Pour the gravel until you have a flat, even bed around 10cm deep. To make sure it’s even, fashion a screed tool out of whatever you can. Drag this along the surface, starting from the house and smoothing the gravel until it’s even.
It’s also a good idea to leave a very gradual slope away from your home. This step really helps with proper patio drainage.
Pour the Sand
It’s simple to calculate how much sand you’ll need: just take 10cm off the depth of the area you dug!
Pour the sand, and use the same screed tool to make sure you have a flat, firm layer of sand. When done correctly, this layer will hold as firm as cement while still allowing the water to escape below.

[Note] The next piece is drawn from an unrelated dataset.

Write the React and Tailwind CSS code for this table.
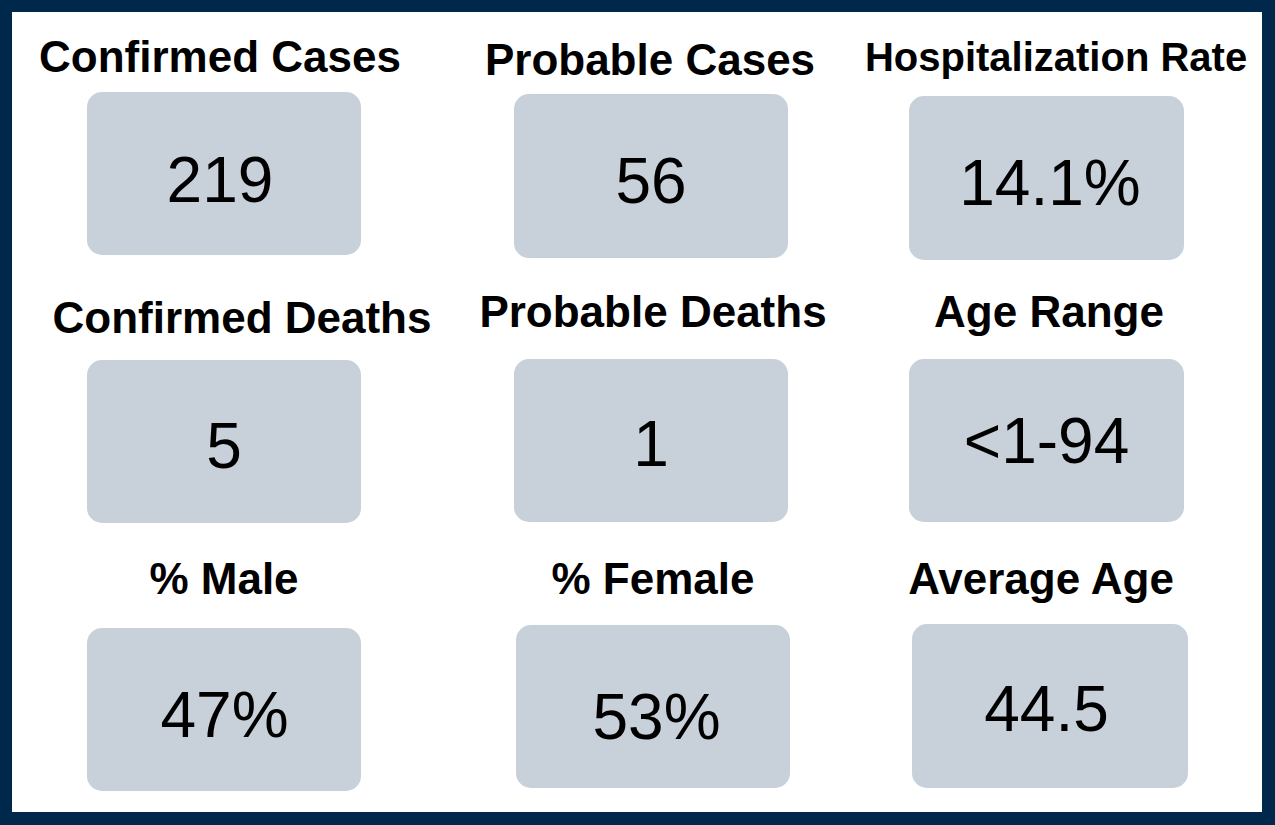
import React from "react";

// each stat: label, value, and the hand-tuned spacing classes for its cell
const stats = [
  {
    label: "Confirmed Cases",
    value: "219",
    labelCls: "mt-[23px] mr-[8px] text-[44px]",
    boxCls: "mt-[13px] w-[274px] h-[163px]",
    valueCls: "pt-[13px] pr-[8px]",
  },
  {
    label: "Probable Cases",
    value: "56",
    labelCls: "mt-[26px] mr-[2px] text-[44px]",
    boxCls: "mt-[12px] w-[274px] h-[164px]",
    valueCls: "pt-[10px]",
  },
  {
    label: "Hospitalization Rate",
    value: "14.1%",
    labelCls: "mt-[25px] ml-[19px] text-[40px]",
    boxCls: "mt-[19px] w-[275px] h-[164px]",
    valueCls: "pt-[9px] pl-[7px]",
  },
  {
    label: "Confirmed Deaths",
    value: "5",
    labelCls: "mt-[16px] ml-[36px] text-[44px]",
    boxCls: "mt-[20px] w-[274px] h-[163px]",
    valueCls: "pt-[9px]",
  },
  {
    label: "Probable Deaths",
    value: "1",
    labelCls: "mt-[10px] ml-[4px] text-[44px]",
    boxCls: "mt-[25px] w-[274px] h-[163px]",
    valueCls: "pt-[6px]",
  },
  {
    label: "Age Range",
    value: "<1-94",
    labelCls: "mt-[10px] ml-[5px] text-[44px]",
    boxCls: "mt-[25px] w-[275px] h-[163px]",
    valueCls: "pt-0",
  },
  {
    label: "% Male",
    value: "47%",
    labelCls: "mt-[12px] text-[44px]",
    boxCls: "mt-[27px] w-[274px] h-[163px]",
    valueCls: "pt-[11px] pl-[1px]",
  },
  {
    label: "% Female",
    value: "53%",
    labelCls: "mt-[12px] ml-[4px] text-[44px]",
    boxCls: "mt-[24px] ml-[4px] w-[274px] h-[163px]",
    valueCls: "pt-[20px] pl-[7px]",
  },
  {
    label: "Average Age",
    value: "44.5",
    labelCls: "mt-[12px] mr-[11px] text-[44px]",
    boxCls: "mt-[23px] ml-[7px] w-[276px] h-[164px]",
    valueCls: "pt-[5px] pr-[7px]",
  },
];

const StatCell = ({ stat }) => (
  <div className="flex flex-col items-center">
    <h2
      className={`whitespace-nowrap font-bold leading-none text-black ${stat.labelCls}`}
    >
      {stat.label}
    </h2>
    <div
      className={`flex items-center justify-center rounded-[15px] bg-[#c8d0da] ${stat.boxCls}`}
    >
      <span className={`text-[64px] leading-none text-black ${stat.valueCls}`}>
        {stat.value}
      </span>
    </div>
  </div>
);

export default function App() {
  return (
    <div
      className="w-[1275px] h-[825px] border-[#00284b] border-t-[12px] border-l-[12px] border-r-[13px] border-b-[13px] bg-white overflow-hidden"
      style={{ fontFamily: '"Liberation Sans", Arial, sans-serif' }}
    >
      <div className="grid grid-cols-[424px_430px_361px] grid-rows-[268px_265px_267px]">
        {stats.map((s) => (
          <StatCell key={s.label} stat={s} />
        ))}
      </div>
    </div>
  );
}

Double-check that it’s packed down and that there are no loose sections. This layer should also slope away from your home, mirroring the shape of the gravel layer beneath it.
Place Your Patio Slabs
It doesn’t matter if you’re using RF Paving’s Sandstone, Granite, Porcelain or Limestone slabs – they all go down the same. Place the patio exactly the same way you did in the plan – if you change the arrangement now, it’s unlikely to fit the space you’ve prepared.
Starting in the corner, place your first slab down. Make sure it sits 1-1.5cm deep in the sand, and leave a gap of roughly 1-1.5cm for the next piece. The patio slabs should fit together snugly. If you’re worried about following a straight line, then use your string markers again.
Whatever you do, don’t kneel on your patio pieces. Instead, kneel on the bed of sand. This way, you only need to re-screed the sand that’s been kneeled on, and you won’t end up with an uneven patio as a result of the pressure.
Fill the Gaps with Sand
Once you’ve put the last paving slab down, make sure everything looks right and start filling in the gaps with sand, sweeping them until they’re filled. Completely cover the gaps, and spray some water over the whole patio with the mist setting. Once the sand is dry, do it again, then repeat in a week’s time.
That way, you’ll have a packed sand patio that won’t budge, and your superb new patio will require next-to-no maintenance as well.